Barrow (Ring Barrow), Cloghanughera, Co. Cork
Co. Cork |
Barrows
On a south-south-westerly facing slope in the pastureland of Cloghanughera, Co. Cork, there is a Bronze Age burial monument that is easier to see from the air than from the ground.
The mound itself has been levelled over time, but a gently raised circular area roughly 12.6 metres north to south and 11.5 metres east to west still survives, ringed by a shallow external fosse, a ditch that once defined the monument's boundary, now only around 0.3 metres deep. It is the kind of site that asks something of your imagination at ground level, though aerial photography has revealed it as a clear crop mark, the buried archaeology expressing itself through differences in how the vegetation grows above it.
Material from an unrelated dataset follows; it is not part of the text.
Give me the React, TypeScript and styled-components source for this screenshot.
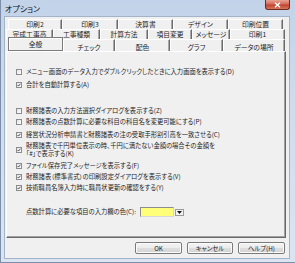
import React from "react";
import styled, { createGlobalStyle } from "styled-components";

const Global = createGlobalStyle`
  html, body { margin: 0; padding: 0; width: 295px; height: 263px; overflow: hidden; background: #fff; }
  body { font-family: "Noto Sans CJK JP", "Noto Sans", sans-serif; font-feature-settings: "palt"; color: #1e1e1e; }
  * { box-sizing: border-box; }
`;

const Window = styled.div`
  width: 295px;
  height: 263px;
  display: flex;
  flex-direction: column;
  background: linear-gradient(180deg, #c2d3e9 0%, #cfdcee 40%, #dbe5f2 100%);
  border-left: 1px solid #7d8fa8;
  border-bottom: 1px solid #7d8fa8;
`;

const TitleBar = styled.div`
  height: 17px;
  display: flex;
  align-items: flex-start;
  flex-shrink: 0;
`;

const Title = styled.div`
  padding: 4px 0 0 4px;
  font-size: 8px;
  line-height: 9px;
  color: #111;
`;

const CloseButton = styled.div`
  margin-left: auto;
  margin-right: 5px;
  width: 25px;
  height: 10px;
  display: flex;
  align-items: center;
  justify-content: center;
  background: linear-gradient(180deg, #e7a394 0%, #d36b5b 45%, #c2412c 55%, #d4785f 100%);
  border: 1px solid #6f2a20;
  border-top: none;
  border-radius: 0 0 3px 3px;
`;

const Client = styled.div`
  flex: 1;
  margin: 0 6px 4px 4px;
  background: #f0f0f0;
  box-shadow: 0 0 0 1px #a3b3c8;
  display: flex;
  flex-direction: column;
  padding: 2px 3px 4px 1px;
`;

const TabRow = styled.div<{ $h: number; $ml: number; $mr: number }>`
  display: flex;
  align-items: flex-end;
  height: ${(p) => p.$h}px;
  margin: 0 ${(p) => p.$mr}px 0 ${(p) => p.$ml}px;
  flex-shrink: 0;
`;

const Tab = styled.div<{ $w: number; $low?: boolean }>`
  width: ${(p) => p.$w}px;
  height: 100%;
  display: flex;
  align-items: center;
  justify-content: center;
  font-size: 6.8px;
  line-height: 7px;
  white-space: nowrap;
  padding-top: ${(p) => (p.$low ? 3 : 0)}px;
  border-left: 1px solid #ffffff;
  border-top: 1px solid #ffffff;
  border-right: 1px solid #6b6b6b;
  box-shadow: inset -1px 0 0 #a8a8a8;
`;

const ActiveTab = styled.div<{ $w: number }>`
  width: ${(p) => p.$w}px;
  height: 14px;
  margin-top: -2px;
  display: flex;
  align-items: center;
  justify-content: center;
  font-size: 6.8px;
  line-height: 7px;
  padding-top: 1px;
  border: 1px solid #7c7c7c;
  box-shadow: inset 1px 1px 0 #ffffff;
  background: #f0f0f0;
`;

const Panel = styled.div`
  flex: 1;
  display: flex;
  flex-direction: column;
  padding: 15px 0 0 9px;
  border-left: 1px solid #ffffff;
  border-top: 1px solid #ffffff;
  border-right: 1px solid #696969;
  border-bottom: 1px solid #696969;
  box-shadow: inset -1px -1px 0 #a0a0a0;
`;

const CheckRow = styled.div<{ $h: number; $mt: number }>`
  display: flex;
  align-items: center;
  gap: 4px;
  height: ${(p) => p.$h}px;
  margin-top: ${(p) => p.$mt}px;
  flex-shrink: 0;
`;

const Box = styled.div`
  width: 6px;
  height: 6px;
  flex-shrink: 0;
  border: 1px solid #8a8c8e;
  background: linear-gradient(135deg, #e4e4e4, #ffffff);
  display: flex;
  align-items: center;
  justify-content: center;
`;

const Label = styled.div`
  font-size: 6.3px;
  line-height: 7.5px;
  white-space: nowrap;
`;

const ColorRow = styled.div`
  display: flex;
  align-items: center;
  margin-top: 15px;
  padding-left: 10px;
  height: 10px;
`;

const ColorSwatch = styled.div`
  width: 34px;
  height: 10px;
  margin-left: 4px;
  background: #ffff7a;
  border: 1px solid #8d8d8d;
  border-right-color: #d8d8d8;
  border-bottom-color: #d8d8d8;
`;

const DropButton = styled.div`
  width: 9px;
  height: 7px;
  margin-left: 1px;
  display: flex;
  align-items: center;
  justify-content: center;
  background: #f4f4f4;
  border: 1px solid #9a9a9a;
`;

const ButtonRow = styled.div`
  display: flex;
  justify-content: flex-end;
  gap: 5px;
  margin-top: 4px;
  margin-right: 1px;
  flex-shrink: 0;
`;

const Button = styled.div<{ $w: number }>`
  width: ${(p) => p.$w}px;
  height: 12px;
  display: flex;
  align-items: center;
  justify-content: center;
  font-size: 6.3px;
  line-height: 7px;
  border: 1px solid #7a7a7a;
  border-radius: 2px;
  background: linear-gradient(180deg, #f4f4f4 0%, #ececec 48%, #dedede 52%, #d2d2d2 100%);
  box-shadow: inset 0 0 0 1px #fbfbfb;
`;

type Item = { text: string[]; checked: boolean; mt: number };

const items: Item[] = [
  { text: ["メニュー画面のデータ入力でダブルクリックしたときに入力画面を表示する(D)"], checked: false, mt: 0 },
  { text: ["合計を自動計算する(A)"], checked: true, mt: 4 },
  { text: ["財務諸表の入力方法選択ダイアログを表示する(Z)"], checked: false, mt: 17 },
  { text: ["財務諸表の点数計算に必要な科目の科目名を変更可能にする(P)"], checked: false, mt: 2 },
  { text: ["経営状況分析申請書と財務諸表の注の受取手形割引高を一致させる(C)"], checked: true, mt: 4 },
  {
    text: ["財務諸表で千円単位表示の時、千円に満たない金額の場合その金額を", "「#」で表示する(K)"],
    checked: true,
    mt: 3,
  },
  { text: ["ファイル保存完了メッセージを表示する(F)"], checked: true, mt: 4 },
  { text: ["財務諸表（標準書式）の印刷設定ダイアログを表示する(V)"], checked: true, mt: 2 },
  { text: ["技術職員名簿入力時に職員状更新の確認をする(Y)"], checked: true, mt: 2 },
];

const Check = () => (
  <svg width="6" height="6" viewBox="0 0 6 6">
    <path d="M0.8 3 L2.3 4.6 L5.2 1.1" fill="none" stroke="#1e1e1e" strokeWidth="1.1" />
  </svg>
);

const row1 = [
  { t: "印刷2", w: 54 },
  { t: "印刷3", w: 56 },
  { t: "決算書", w: 55 },
  { t: "デザイン", w: 55 },
  { t: "印刷位置", w: 55 },
];
const row2 = [
  { t: "完成工事高", w: 47 },
  { t: "工事種類", w: 47 },
  { t: "計算方法", w: 48 },
  { t: "項目変更", w: 44 },
  { t: "メッセージ", w: 38 },
  { t: "印刷1", w: 55 },
];
const row3 = [
  { t: "チェック", w: 52 },
  { t: "配色", w: 55 },
  { t: "グラフ", w: 53 },
  { t: "データの場所", w: 62 },
];

export default function App() {
  return (
    <>
      <Global />
      <Window>
        <TitleBar>
          <Title>オプション</Title>
          <CloseButton>
            <svg width="7" height="6" viewBox="0 0 7 6">
              <path d="M1 0.8 L6 5.2 M6 0.8 L1 5.2" stroke="#ffffff" strokeWidth="1.4" />
            </svg>
          </CloseButton>
        </TitleBar>
        <Client>
          <TabRow $h={10} $ml={2} $mr={3}>
            {row1.map((t) => (
              <Tab key={t.t} $w={t.w}>{t.t}</Tab>
            ))}
          </TabRow>
          <TabRow $h={10} $ml={0} $mr={1}>
            {row2.map((t) => (
              <Tab key={t.t} $w={t.w}>{t.t}</Tab>
            ))}
          </TabRow>
          <TabRow $h={12} $ml={2} $mr={1}>
            <ActiveTab $w={55}>全般</ActiveTab>
            {row3.map((t) => (
              <Tab key={t.t} $w={t.w} $low>{t.t}</Tab>
            ))}
          </TabRow>
          <Panel>
            {items.map((it, i) => (
              <CheckRow key={i} $h={it.text.length > 1 ? 15 : 9} $mt={it.mt}>
                <Box>{it.checked && <Check />}</Box>
                <Label>
                  {it.text.map((line, j) => (
                    <React.Fragment key={j}>
                      {j > 0 && <br />}
                      {line}
                    </React.Fragment>
                  ))}
                </Label>
              </CheckRow>
            ))}
            <ColorRow>
              <Label>点数計算に必要な項目の入力欄の色(C):</Label>
              <ColorSwatch />
              <DropButton>
                <svg width="5" height="3" viewBox="0 0 5 3">
                  <path d="M0 0 H5 L2.5 3 Z" fill="#111" />
                </svg>
              </DropButton>
            </ColorRow>
          </Panel>
          <ButtonRow>
            <Button $w={47}>OK</Button>
            <Button $w={46}>キャンセル</Button>
            <Button $w={47}>ヘルプ(H)</Button>
          </ButtonRow>
        </Client>
      </Window>
    </>
  );
}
A ring barrow is a prehistoric burial monument, typically a low earthen mound enclosed by a circular ditch, and they are found widely across Ireland and Britain, most often dating to the Bronze Age. By the time the 1936 Ordnance Survey six-inch map was drawn, this particular example at Cloghanughera was still legible enough to be hachured, a cartographic technique using short radiating lines to indicate a raised feature. That the monument was subsequently levelled, probably through agricultural activity in the intervening decades, is a common enough story for low-lying earthworks in productive farmland. What survives is slight but measurable, and the crop mark evidence confirms that the broader archaeology of the site remains intact below the surface.